Ironically, analysts continue to document how wider prescribing of generics can cut costs for healthcare programs. A recent article in JAMA Internal Medicine found that greater switching to generic versions of widely prescribed drugs for hypertension and heart failure would have saved Medicare almost 90% of the $754 million spent on angiotensin converting enzyme inhibitors (ACEIs) and angiotensin-II-receptor blockers (ARBs) in 2016 and 2017.3
A way for FDA to bolster competition that can help reduce US drug prices involves streamlining and accelerating its process for evaluating and approving abbreviated new drug applications (ANDAs). The Office of Generic Drugs (OGD) in the Center for Drug Evaluation and Research (CDER) has utilized revenues from generic drug user fees to expand operations and clarify policies, leading to a record-breaking 1,000 ANDA approvals last year, including a number of first generics.
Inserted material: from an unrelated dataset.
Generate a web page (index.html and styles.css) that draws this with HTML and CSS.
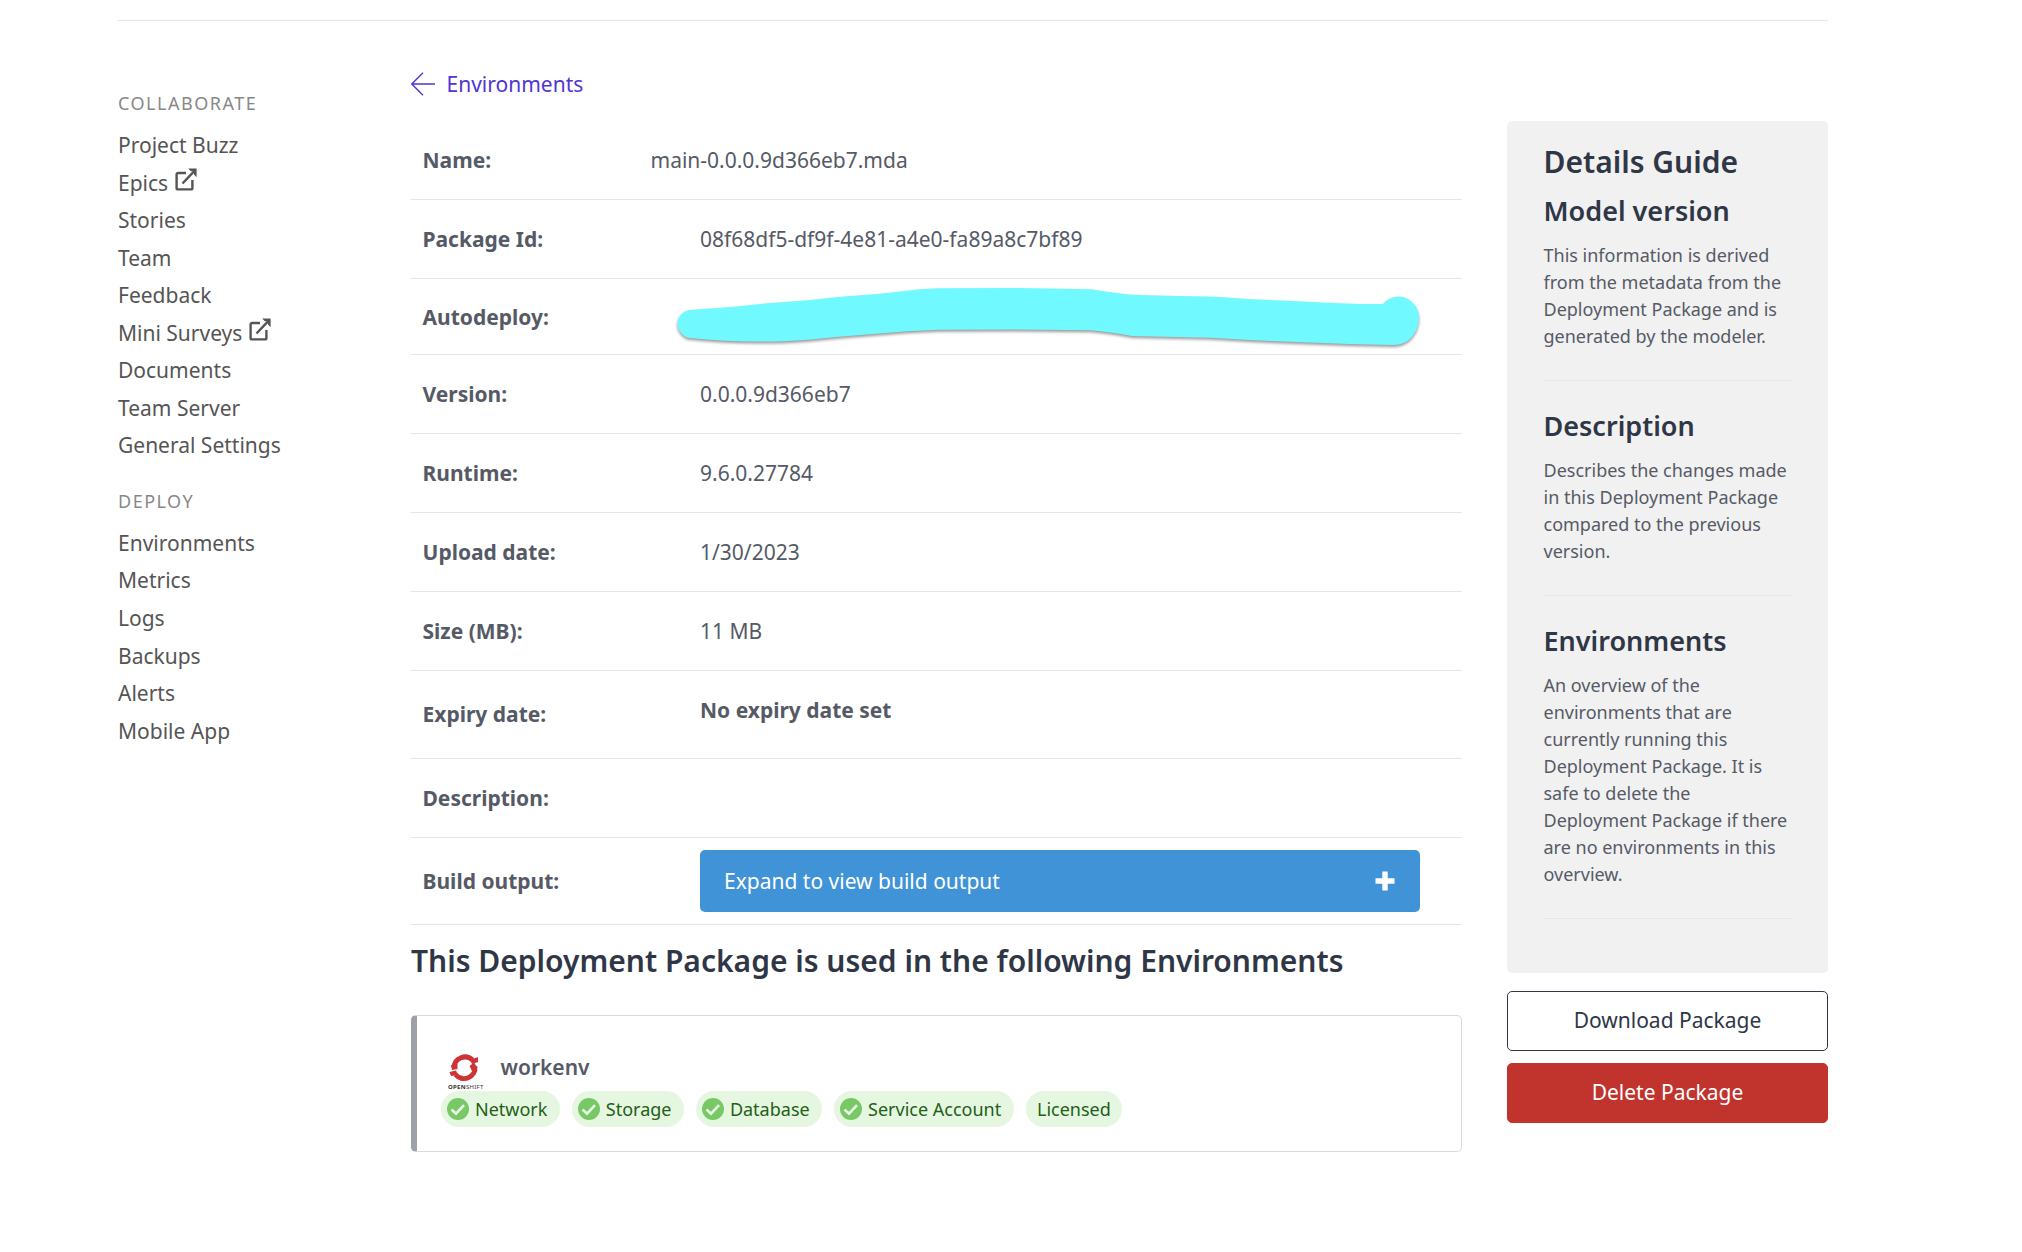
FILE: index.html
```html
<!DOCTYPE html>
<html lang="en">
<head>
<meta charset="utf-8">
<title>Package Details</title>
<link rel="stylesheet" href="styles.css">
</head>
<body>
<svg width="0" height="0" class="defs" aria-hidden="true">
  <symbol id="external" viewBox="0 0 22 23">
    <path d="M11 5H3.2Q1.6 5 1.6 6.6V20Q1.6 21.4 3.2 21.4H16Q17.4 21.4 17.4 20V12" fill="none" stroke="currentColor" stroke-width="2.4"/>
    <path d="M7.5 15.5L19 3.4" fill="none" stroke="currentColor" stroke-width="2.4"/>
    <path d="M13.2 .6H21.6V9.2L19 6.6V3.2H15.8Z" fill="currentColor"/>
  </symbol>
  <symbol id="check" viewBox="0 0 22 22">
    <circle cx="11" cy="11" r="11" fill="#78c866"/>
    <path d="M4.5 11.5L9 15.7L17 7.2" fill="none" stroke="#e9f8e5" stroke-width="2.6"/>
  </symbol>
</svg>
<div class="page">
  <nav class="sidebar">
    <h4>COLLABORATE</h4>
    <ul>
      <li>Project Buzz</li>
      <li>Epics<svg class="ext"><use href="#external"/></svg></li>
      <li>Stories</li>
      <li>Team</li>
      <li>Feedback</li>
      <li>Mini Surveys<svg class="ext"><use href="#external"/></svg></li>
      <li>Documents</li>
      <li>Team Server</li>
      <li>General Settings</li>
    </ul>
    <h4>DEPLOY</h4>
    <ul>
      <li>Environments</li>
      <li>Metrics</li>
      <li>Logs</li>
      <li>Backups</li>
      <li>Alerts</li>
      <li>Mobile App</li>
    </ul>
  </nav>
  <main class="main">
    <a class="back"><svg width="24" height="24" viewBox="0 0 24 24"><path d="M24 12H1M12 .7L.8 12L12 23.3" fill="none" stroke="currentColor" stroke-width="1.4"/></svg>Environments</a>
    <dl class="details">
      <div class="row name"><dt>Name:</dt><dd>main-0.0.0.9d366eb7.mda</dd></div>
      <div class="row"><dt>Package Id:</dt><dd>08f68df5-df9f-4e81-a4e0-fa89a8c7bf89</dd></div>
      <div class="row auto"><dt>Autodeploy:</dt><dd>
        <svg class="marker" viewBox="670 280 760 75"><path d="M688 309.3C710 307 725 307 744 304.7L767 302.3L808 299.3L838 296L877 293L905 290Q925 287.5 941 287.3L1017 287L1091 288.3L1114 291.7Q1130 294 1145 294.3L1216 295.7L1252 298.3L1287 299.7L1328 301.7L1359 303L1383 303A20.5 21.5 0 0 1 1419 317Q1419 328 1411 337Q1404 344 1394 344L1349 343L1254 339.3L1211 336.7L1132 335Q1110 331 1091 329.3L1017 328.5L938 328.7L907 330.3L838.6 335.7L808 338.7Q785 340.6 757 340.6Q720 340 688 336.7C674 331 674 314 688 309.3Z" fill="#70faff"/></svg>
      </dd></div>
      <div class="row"><dt>Version:</dt><dd>0.0.0.9d366eb7</dd></div>
      <div class="row"><dt>Runtime:</dt><dd>9.6.0.27784</dd></div>
      <div class="row"><dt>Upload date:</dt><dd>1/30/2023</dd></div>
      <div class="row"><dt>Size (MB):</dt><dd>11 MB</dd></div>
      <div class="row expiry"><dt>Expiry date:</dt><dd>No expiry date set</dd></div>
      <div class="row"><dt>Description:</dt><dd></dd></div>
      <div class="row build"><dt>Build output:</dt><dd>
        <button class="expand">Expand to view build output<svg width="20" height="20" viewBox="0 0 20 20"><path d="M10 .5V19.5M.5 10H19.5" stroke="#fff" stroke-width="5.4"/></svg></button>
      </dd></div>
    </dl>
    <h2 class="used">This Deployment Package is used in the following Environments</h2>
    <section class="card">
      <div class="env">
        <span class="logo">
          <svg width="32" height="30" viewBox="0 0 32 30"><g fill="none" stroke="#cd3437" stroke-width="5"><path d="M6 14A11 11 0 0 1 24.5 7"/><path d="M27 13.5A11 11 0 0 1 7.5 21.5"/></g><path fill="#cd3437" d="M3 12L9.5 11V16L4 17ZM22 7L30 4V9L24 11ZM21.5 13L26 9.5L29 14L24 18ZM1.5 19L8 17.5L10 22L3 23Z"/></svg>
          <span class="logo-text"><b>OPEN</b>SHIFT</span>
        </span>
        <strong>workenv</strong>
      </div>
      <div class="chips">
        <span class="chip"><svg><use href="#check"/></svg>Network</span>
        <span class="chip"><svg><use href="#check"/></svg>Storage</span>
        <span class="chip"><svg><use href="#check"/></svg>Database</span>
        <span class="chip"><svg><use href="#check"/></svg>Service Account</span>
        <span class="chip plain">Licensed</span>
      </div>
    </section>
  </main>
  <aside class="aside">
    <div class="guide">
      <h2>Details Guide</h2>
      <section><h3>Model version</h3><p>This information is derived from the metadata from the Deployment Package and is generated by the modeler.</p></section>
      <section><h3>Description</h3><p>Describes the changes made in this Deployment Package compared to the previous version.</p></section>
      <section><h3>Environments</h3><p>An overview of the environments that are currently running this Deployment Package. It is safe to delete the Deployment Package if there are no environments in this overview.</p></section>
    </div>
    <button class="btn">Download Package</button>
    <button class="btn danger">Delete Package</button>
  </aside>
</div>
</body>
</html>
```
FILE: styles.css
```css
* { box-sizing: border-box; }
body {
  margin: 0;
  background: #fff;
  color: #555a66;
  font: 21px/32px "Noto Sans", sans-serif;
}
h2, h3, h4, p, ul, dl, dd { margin: 0; padding: 0; }
.defs { position: absolute; }
.page {
  width: 1710px;
  height: 1232px;
  margin: 20px 0 0 118px;
  border-top: 1px solid #e6e6e6;
  display: grid;
  grid-template-columns: 293px 1051px 366px;
  align-items: start;
}
.sidebar { padding-top: 70px; color: #555; }
.sidebar h4 {
  font-size: 18px;
  line-height: 24px;
  font-weight: 400;
  letter-spacing: 1.5px;
  color: #888;
  margin-bottom: 12px;
}
.sidebar ul { list-style: none; margin-bottom: 24px; }
.sidebar li { height: 37.55px; line-height: 37.55px; white-space: nowrap; }
.ext { width: 22px; height: 23px; margin-left: 7px; }

.main { padding-top: 46px; }
.back {
  display: flex;
  align-items: center;
  gap: 11.5px;
  height: 34px;
  color: #5235d5;
}
.details { margin-top: 20px; }
.row {
  display: flex;
  align-items: center;
  height: 79px;
  padding-left: 11.5px;
  border-bottom: 1px solid #e6e6e6;
}
.row dt { width: 277.5px; font-weight: 700; }
.row.name dt { width: 228px; }
.row.auto { height: 76px; }
.row.auto dd { position: relative; height: 32px; }
.marker {
  position: absolute;
  left: -30px;
  top: -20px;
  width: 760px;
  height: 75px;
  overflow: visible;
  filter: drop-shadow(0 2px 1.5px rgba(0, 0, 0, .4));
}
.row.expiry { height: 88px; padding-bottom: 1px; }
.expiry dd { font-weight: 700; padding-bottom: 8px; }
.row.build { height: 87px; }
.expand {
  display: flex;
  align-items: center;
  justify-content: space-between;
  width: 720px;
  height: 62px;
  padding: 0 25px 0 24px;
  border: 0;
  border-radius: 5px;
  background: #4093d6;
  color: #fff;
  font: inherit;
}
.used {
  margin-top: 16px;
  font-size: 30px;
  line-height: 40px;
  font-weight: 600;
  color: #2f3646;
  white-space: nowrap;
}
.card {
  height: 137px;
  margin-top: 34px;
  padding: 34px 0 0 24px;
  border: 1px solid #d9dadc;
  border-left: 6px solid #9ea1a8;
  border-radius: 5px;
}
.env { display: flex; height: 41px; }
.logo { width: 59.5px; padding: 3px 0 0 7px; display: flex; flex-direction: column; }
.logo-text { font-size: 6px; line-height: 8px; letter-spacing: .3px; color: #333; }
.env strong { line-height: 34px; font-weight: 600; }
.chips { display: flex; gap: 12px; }
.chip {
  display: flex;
  align-items: center;
  gap: 6px;
  height: 36px;
  padding: 0 12.4px 1px 6px;
  border-radius: 18px;
  background: #e5f7e1;
  color: #235f17;
  font-size: 18px;
}
.chip svg { width: 22px; height: 22px; }
.chip.plain { padding: 0 11.4px; }

.aside { padding: 100px 0 0 45px; }
.guide {
  height: 852px;
  padding: 21px 36px 0;
  border-radius: 5px;
  background: #f1f1f1;
  margin-bottom: 18px;
}
.guide h2 { font-size: 30px; line-height: 40px; font-weight: 600; color: #2f3646; margin-bottom: 11px; }
.guide h3 { font-size: 27px; line-height: 36px; font-weight: 600; color: #2f3646; margin-bottom: 13px; }
.guide p { font-size: 18px; line-height: 27px; }
.guide h2, .guide h3, .guide p { padding-left: .5px; }
.guide section { padding-bottom: 30px; border-bottom: 1px solid #e6e6e6; }
.guide section + section { padding-top: 27px; }
.btn {
  display: block;
  width: 321px;
  height: 60px;
  margin-bottom: 12px;
  padding: 0 0 2px;
  border: 1px solid #2f3646;
  border-radius: 5px;
  background: #fff;
  color: #2f3646;
  font: inherit;
}
.btn.danger { background: #c1332d; border-color: #c1332d; color: #fff; }
```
CDER is issuing more guidances and updating its Orange Book to support generic drug marketing.
A related OGD initiative is to compel manufacturers to file more complete ANDAs that can be processed and approved in one review cycle, avoiding time-consuming discussions on application short-comings. A recent report from the Government Accountability Office (GAO) advises FDA to do more to ensure that
initial ANDAs are complete and more efficiently assessed.4 The analysts found that only 12% of more than 2,000 ANDAs reviewed by FDA between 2015 and 2017 were approved in the first cycle, with delays largely linked to product quality and plant inspection issues.
FDA also supports the development and approval of more complex generics, such as topicals and inhaled products, to provide alternatives to pricey innovators. As part of an FDA Drug Competition Plan, the agency has published lists of more than 500 drugs that lack competition and are eligible for extra FDA assistance in determining what tests and data are needed to gain market approval.5
Despite the surge in ANDA approvals, generics makers still struggle to gain market share due to a steady rise in brand companies developing and marketing “authorized” generics of their own medicines facing a loss in patent protection and new competition. By launching before patent expiration, the innovator firm can maintain sales and profits because these products don’t carry rebates. Analysts count some 1,200 authorized generics in the US that can raise costs over the long run by discouraging competition from outside manufacturers.
Members of Congress have proposed numerous measures designed to enhance competition in the drug market. Generics firms have pressed hard for legislation that prevents brands from blocking access to samples of reference products for required testing, along with measures to improve patent listings in FDA’s Orange Book and Purple Book for biosimilars. But generics makers oppose bills that set time limits for first generics to implement 180-day exclusivities.